Most are willing to go. Chauzy estimates that only one in 10 women his organization deals with want to stay in prostitution.

What awaits them when they got home is a whole other challenge for the western organizations.

"It is still too often the case that victims fall in the hands of traffickers a second time or face difficulties re-establishing themselves after their very often traumatic experiences," read a recent report by the European Union on the subject.

Both the EU and non-governmental organizations have begun setting up programs to help them re-integrate back into daily life in their native countries. Governments in the countries of origin have been doing their part as well, said Chauzy, by replacing the victims’ stolen citizenship documents or passports.

More cooperation raises awareness

They have also begun fighting the problem at its roots. Officials in Moldova, where the largest percentage of women come from, helped out with a successful public awareness campaign last year. The IOM began working with the Ukrainian government on a similar campaign three years ago, when women from that country made up the largest number of victims.

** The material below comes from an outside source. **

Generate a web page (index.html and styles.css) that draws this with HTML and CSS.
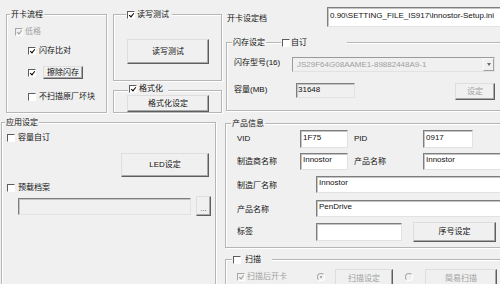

The organization now uses what Chauzy calls a "multi-pronged" approach involving the government, police and the local media in spreading the word and safeguarding the livelihood of potential victims.

From criminals to victims

Even transition and destination countries such as Italy and Belgium in recent years have begun changing they way the treat women involved in the sex trade. Both governments have begun looking at the women as victims rather than criminals and have passed laws offering them protection so that they can testify against the traffickers in court.

The Italian government has also begun offering victims of trafficking temporary six-month residency permits and the European Union and local non-governmental organizations work together to provide counseling and register the women in a database, according to the recent EU report.

"The numbers are increasing," Chauzy said. "But at the same time the awareness is also increasing."